_Exercise requirements_: Copy out all the lines exactly. Omit pictures.

Rows from a dataset of pages and code:

----------------------------------------

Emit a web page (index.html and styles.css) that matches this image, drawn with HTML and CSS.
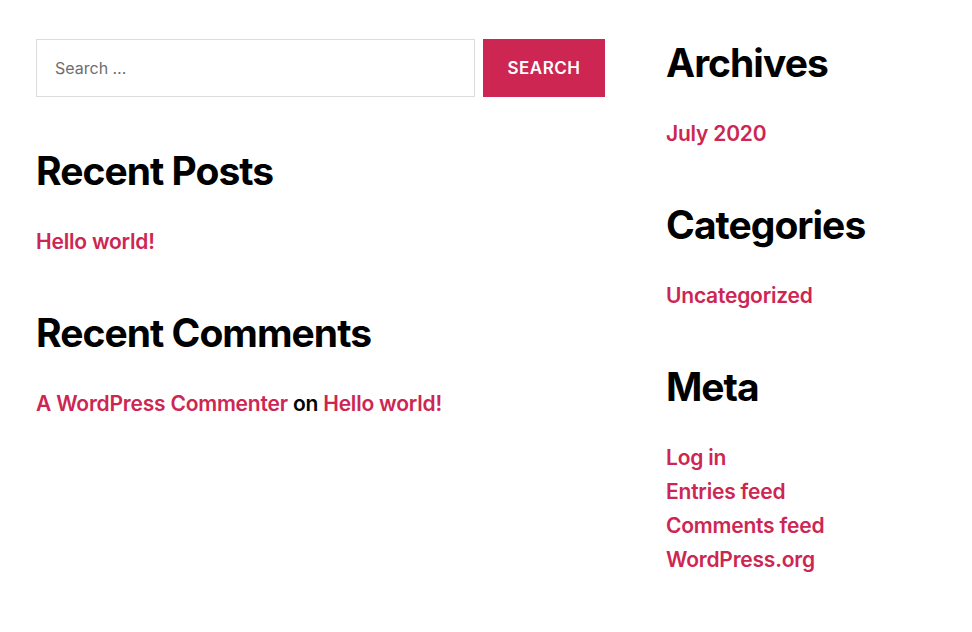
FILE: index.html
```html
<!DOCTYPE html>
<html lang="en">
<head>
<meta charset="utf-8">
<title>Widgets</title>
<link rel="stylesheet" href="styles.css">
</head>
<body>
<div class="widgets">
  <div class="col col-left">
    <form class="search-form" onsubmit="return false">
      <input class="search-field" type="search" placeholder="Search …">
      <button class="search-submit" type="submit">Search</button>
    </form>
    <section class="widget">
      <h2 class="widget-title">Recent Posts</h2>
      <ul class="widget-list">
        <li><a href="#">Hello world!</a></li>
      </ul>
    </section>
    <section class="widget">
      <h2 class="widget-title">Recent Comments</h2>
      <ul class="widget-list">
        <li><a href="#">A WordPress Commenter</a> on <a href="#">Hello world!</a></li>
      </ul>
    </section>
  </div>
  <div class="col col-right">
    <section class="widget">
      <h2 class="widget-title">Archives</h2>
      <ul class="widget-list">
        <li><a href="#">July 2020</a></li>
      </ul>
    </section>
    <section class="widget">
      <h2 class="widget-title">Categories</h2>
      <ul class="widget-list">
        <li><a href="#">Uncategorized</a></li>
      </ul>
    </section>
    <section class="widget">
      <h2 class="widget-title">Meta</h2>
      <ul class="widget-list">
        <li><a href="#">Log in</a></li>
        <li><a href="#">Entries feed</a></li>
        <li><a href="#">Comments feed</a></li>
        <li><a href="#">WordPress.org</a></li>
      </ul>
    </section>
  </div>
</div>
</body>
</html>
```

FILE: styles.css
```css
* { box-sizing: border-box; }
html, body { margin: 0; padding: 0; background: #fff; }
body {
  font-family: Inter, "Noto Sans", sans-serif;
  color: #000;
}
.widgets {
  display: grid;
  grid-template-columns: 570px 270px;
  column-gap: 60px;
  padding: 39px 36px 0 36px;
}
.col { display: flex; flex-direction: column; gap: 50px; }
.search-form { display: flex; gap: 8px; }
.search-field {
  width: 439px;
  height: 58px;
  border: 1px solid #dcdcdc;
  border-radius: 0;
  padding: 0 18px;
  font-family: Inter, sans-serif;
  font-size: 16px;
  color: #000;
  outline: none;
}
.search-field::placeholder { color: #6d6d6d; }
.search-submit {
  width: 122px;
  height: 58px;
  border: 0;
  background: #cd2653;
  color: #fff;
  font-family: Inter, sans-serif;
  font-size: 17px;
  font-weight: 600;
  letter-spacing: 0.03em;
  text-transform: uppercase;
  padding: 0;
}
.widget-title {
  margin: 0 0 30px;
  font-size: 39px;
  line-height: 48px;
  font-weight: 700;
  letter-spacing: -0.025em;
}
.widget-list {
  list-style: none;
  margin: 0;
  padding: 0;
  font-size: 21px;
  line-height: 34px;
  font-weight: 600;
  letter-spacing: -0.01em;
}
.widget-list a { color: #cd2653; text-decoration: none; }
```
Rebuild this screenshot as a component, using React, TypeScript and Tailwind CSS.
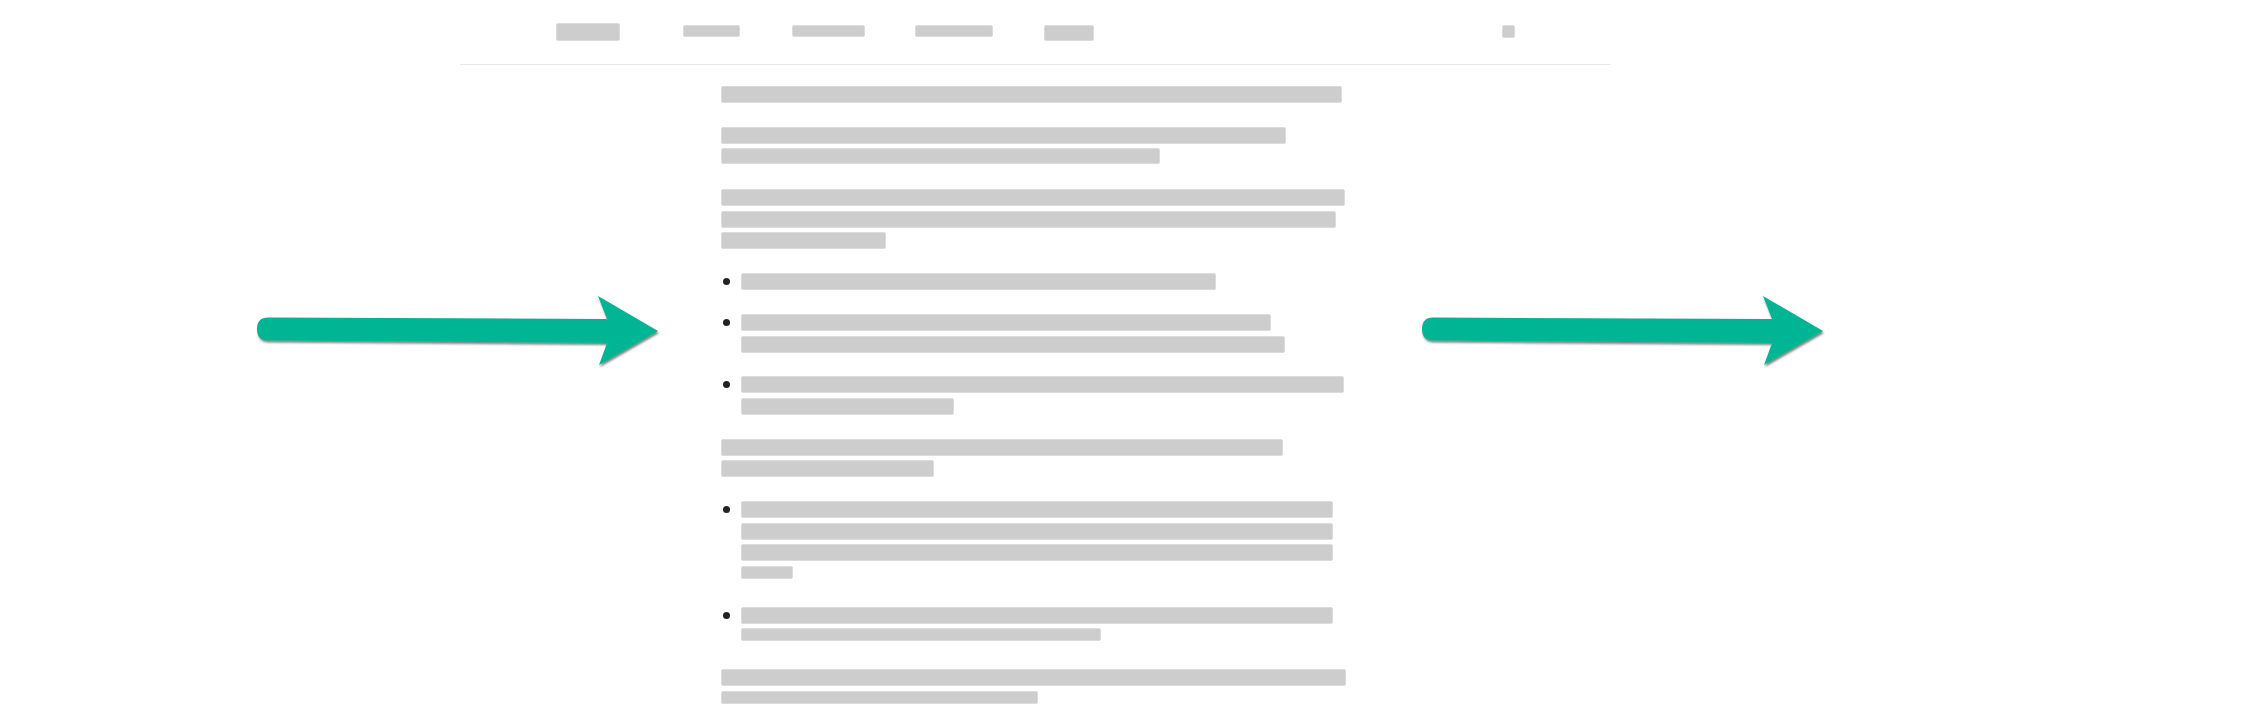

----------------------------------------

_Output of the exercise_:
Emit a web page (index.html and styles.css) that matches this image, drawn with HTML and CSS.
FILE: index.html
```html
<!DOCTYPE html>
<html lang="en">
<head>
<meta charset="utf-8">
<title>Widgets</title>
<link rel="stylesheet" href="styles.css">
</head>
<body>
<div class="widgets">
  <div class="col col-left">
    <form class="search-form" onsubmit="return false">
      <input class="search-field" type="search" placeholder="Search …">
      <button class="search-submit" type="submit">Search</button>
    </form>
    <section class="widget">
      <h2 class="widget-title">Recent Posts</h2>
      <ul class="widget-list">
        <li><a href="#">Hello world!</a></li>
      </ul>
    </section>
    <section class="widget">
      <h2 class="widget-title">Recent Comments</h2>
      <ul class="widget-list">
        <li><a href="#">A WordPress Commenter</a> on <a href="#">Hello world!</a></li>
      </ul>
    </section>
  </div>
  <div class="col col-right">
    <section class="widget">
      <h2 class="widget-title">Archives</h2>
      <ul class="widget-list">
        <li><a href="#">July 2020</a></li>
      </ul>
    </section>
    <section class="widget">
      <h2 class="widget-title">Categories</h2>
      <ul class="widget-list">
        <li><a href="#">Uncategorized</a></li>
      </ul>
    </section>
    <section class="widget">
      <h2 class="widget-title">Meta</h2>
      <ul class="widget-list">
        <li><a href="#">Log in</a></li>
        <li><a href="#">Entries feed</a></li>
        <li><a href="#">Comments feed</a></li>
        <li><a href="#">WordPress.org</a></li>
      </ul>
    </section>
  </div>
</div>
</body>
</html>
```

FILE: styles.css
```css
* { box-sizing: border-box; }
html, body { margin: 0; padding: 0; background: #fff; }
body {
  font-family: Inter, "Noto Sans", sans-serif;
  color: #000;
}
.widgets {
  display: grid;
  grid-template-columns: 570px 270px;
  column-gap: 60px;
  padding: 39px 36px 0 36px;
}
.col { display: flex; flex-direction: column; gap: 50px; }
.search-form { display: flex; gap: 8px; }
.search-field {
  width: 439px;
  height: 58px;
  border: 1px solid #dcdcdc;
  border-radius: 0;
  padding: 0 18px;
  font-family: Inter, sans-serif;
  font-size: 16px;
  color: #000;
  outline: none;
}
.search-field::placeholder { color: #6d6d6d; }
.search-submit {
  width: 122px;
  height: 58px;
  border: 0;
  background: #cd2653;
  color: #fff;
  font-family: Inter, sans-serif;
  font-size: 17px;
  font-weight: 600;
  letter-spacing: 0.03em;
  text-transform: uppercase;
  padding: 0;
}
.widget-title {
  margin: 0 0 30px;
  font-size: 39px;
  line-height: 48px;
  font-weight: 700;
  letter-spacing: -0.025em;
}
.widget-list {
  list-style: none;
  margin: 0;
  padding: 0;
  font-size: 21px;
  line-height: 34px;
  font-weight: 600;
  letter-spacing: -0.01em;
}
.widget-list a { color: #cd2653; text-decoration: none; }
```
Rebuild this screenshot as a component, using React, TypeScript and Tailwind CSS.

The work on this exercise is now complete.